Todo lo que echo de menos lo asemejo al mar. Disfruté tanto
cada envestida de las olas en mis pies desnudos que, ahora, que no lo veo puedo
volver a revivir la sensación. Y así con todo. Echamos de menos lo que hemos sido capaces de
sentir intensamente. Echar de menos no es un término doloroso, es la prueba de
que estamos vivos.
La semana transcurrió entre libros, aplausos, películas y
videollamadas, y otro largo etcétera de pequeñas cosas. Nunca tuve la casa tan
limpia. El olor a los productos de limpieza ya no pasa desapercibido como antes, cuando el estrés de la rutinan nos comía.
Ese instante de aplausos cada noche en los balcones, es cada
vez más corto, pero sigue estando lleno de sonrisas y esperanza. El vecino de abajo saca siempre a su perro a
la ventana, los de arriba ponen música y la calle parece un auditorio
improvisado con la mejor de las acústicas, la de abajo hace conciertos con su
ukelele y el niño del arcoíris siempre sale en pijama.

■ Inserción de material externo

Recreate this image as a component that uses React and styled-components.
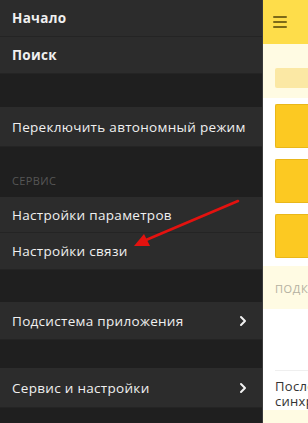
import React from 'react'
import styled, { createGlobalStyle } from 'styled-components';

const GlobalStyle = createGlobalStyle`
    html, body {
        margin: 0;
        padding: 0;
        background: #1f1f1f;
    }
    * {
        box-sizing: border-box;
    }
`;

const menu = [
    { type: 'row', text: 'Начало', bold: true, h: 37 },
    { type: 'row', text: 'Поиск', bold: true, h: 37 },
    { type: 'gap', h: 33 },
    { type: 'row', text: 'Переключить автономный режим', h: 40 },
    { type: 'head', text: 'Сервис', h: 50 },
    { type: 'row', text: 'Настройки параметров', h: 36 },
    { type: 'row', text: 'Настройки связи', h: 37 },
    { type: 'gap', h: 32 },
    { type: 'row', text: 'Подсистема приложения', arrow: true, h: 38 },
    { type: 'gap', h: 28 },
    { type: 'row', text: 'Сервис и настройки', arrow: true, h: 40 },
]

const Chevron = () => (
    <svg width="8" height="12" viewBox="0 0 8 12">
        <path d="M2 2 L6 6 L2 10" fill="none" stroke="#f2f2f2" strokeWidth="2" strokeLinecap="round" strokeLinejoin="round" />
    </svg>
)

const App = () => {
    return (
        <Screen>
            <GlobalStyle />
            <Drawer>
                {menu.map((item, i) => {
                    if (item.type === 'gap') return <Gap key={i} $h={item.h} />
                    if (item.type === 'head') return <Head key={i} $h={item.h}>{item.text}</Head>
                    return (
                        <Row key={i} $h={item.h} $bold={item.bold}>
                            <span>{item.text}</span>
                            {item.arrow && <Chevron />}
                        </Row>
                    )
                })}
                <Gap $h={40} />
            </Drawer>
            <Main>
                <TopBar>
                    <Burger>
                        <i /><i /><i />
                    </Burger>
                </TopBar>
                <SearchArea>
                    <SearchBar />
                </SearchArea>
                <Tiles>
                    <Tile />
                    <Tile />
                    <Tile />
                </Tiles>
                <Caption>подключение</Caption>
                <Status>
                    <StatusBox>
                        <StatusLine>Последняя</StatusLine>
                        <StatusLine>синхронизация</StatusLine>
                    </StatusBox>
                </Status>
                <Footer />
            </Main>
            <Pointer width="308" height="423" viewBox="0 0 308 423">
                <line x1="238" y1="201" x2="146" y2="240" stroke="#e3120f" strokeWidth="2.6" strokeLinecap="round" />
                <polygon points="134,246 144,234 150,246" fill="#e3120f" />
            </Pointer>
        </Screen>
    )
}

const Screen = styled.div`
    position: relative;
    display: flex;
    width: 308px;
    height: 423px;
    overflow: hidden;
    font-family: "Open Sans", "Liberation Sans", sans-serif;
`;

const Drawer = styled.div`
    width: 262px;
    flex-shrink: 0;
    display: flex;
    flex-direction: column;
    background: #1f1f1f;
`;

const Row = styled.div`
    height: ${p => p.$h}px;
    flex-shrink: 0;
    display: flex;
    align-items: center;
    justify-content: space-between;
    padding: 0 15px 0 12px;
    background: #2c2c2c;
    border-bottom: 1px solid #242424;
    color: #f0f0f0;
    font-size: 13.5px;
    letter-spacing: 0.3px;
    font-weight: ${p => (p.$bold ? 700 : 400)};
`;

const Gap = styled.div`
    height: ${p => p.$h}px;
    flex-shrink: 0;
    background: #1f1f1f;
`;

const Head = styled.div`
    height: ${p => p.$h}px;
    flex-shrink: 0;
    display: flex;
    align-items: flex-end;
    padding: 0 12px 9px;
    background: #1f1f1f;
    color: #565656;
    font-size: 11px;
    letter-spacing: 0.4px;
    text-transform: uppercase;
`;

const Main = styled.div`
    flex: 1;
    min-width: 0;
    display: flex;
    flex-direction: column;
    overflow: hidden;
    background: #ffffff;
    border-left: 1px solid #3a3a3a;
`;

const TopBar = styled.div`
    height: 44px;
    flex-shrink: 0;
    display: flex;
    align-items: center;
    padding-left: 10px;
    background: #fedd4a;
`;

const Burger = styled.div`
    display: flex;
    flex-direction: column;
    gap: 3px;
    i {
        display: block;
        width: 14px;
        height: 2px;
        border-radius: 1px;
        background: #7d6a18;
    }
`;

const SearchArea = styled.div`
    height: 54px;
    flex-shrink: 0;
    padding: 24px 0 0 12px;
    background: #fffbe3;
`;

const SearchBar = styled.div`
    height: 20px;
    background: #fbe8a4;
    border-radius: 2px 0 0 2px;
`;

const Tiles = styled.div`
    display: flex;
    flex-direction: column;
    gap: 11px;
    padding: 6px 0 8px 12px;
`;

const Tile = styled.div`
    height: 44px;
    background: #fcc922;
    border: 1px solid #e9b71a;
    border-right: none;
    border-radius: 2px 0 0 2px;
`;

const Caption = styled.div`
    height: 43px;
    flex-shrink: 0;
    display: flex;
    align-items: center;
    padding: 2px 0 0 12px;
    overflow: hidden;
    background: #fffbe3;
    color: #b4b0a0;
    font-size: 11px;
    letter-spacing: 0.6px;
    text-transform: uppercase;
    white-space: nowrap;
`;

const Status = styled.div`
    height: 101px;
    flex-shrink: 0;
    display: flex;
    flex-direction: column;
    justify-content: flex-end;
    padding: 0 0 0 12px;
    background: #ffffff;
`;

const StatusBox = styled.div`
    padding: 8px 0 1px;
    border-top: 1px solid #efefef;
    overflow: hidden;
`;

const StatusLine = styled.div`
    color: #333333;
    font-size: 13px;
    line-height: 15px;
    letter-spacing: 0.3px;
    white-space: nowrap;
    overflow: hidden;
`;

const Footer = styled.div`
    flex: 1;
    background: #fffbe3;
`;

const Pointer = styled.svg`
    position: absolute;
    left: 0;
    top: 0;
    pointer-events: none;
`;

export default App;
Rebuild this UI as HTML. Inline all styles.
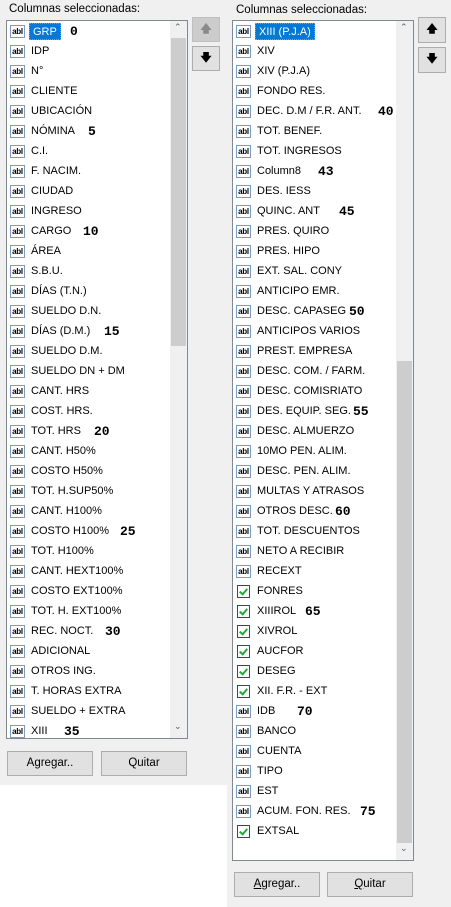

Son días de recreación en los pequeños placeres. El sabor de
los aguacates que me traje de casa de mis padres, el dibujo que hace la miel al
caer desde la cucharilla hasta la tostada del desayuno, el olor a papel del
libro nuevo que estoy leyendo, la luz de la farola que nos anuncia la salida al
balcón. Ése que nunca pisábamos y que ahora nos ofrece respiro y aire fresco.
Es necesario echar de menos para que estos días sirvan de
eslabón con las emociones. ¿Echaremos de menos los aplausos cuando la
normalidad vuelva?
Cierro los ojos y abrazo a mi madre. Todo es el mar. Todo lo que echo de
menos. Ella es el mar y su
cariño la espuma que refresca mi piel. No podría compararlo con ninguna otra cosa ni de ninguna otra manera. Es
el horizonte del mar, la vida misma.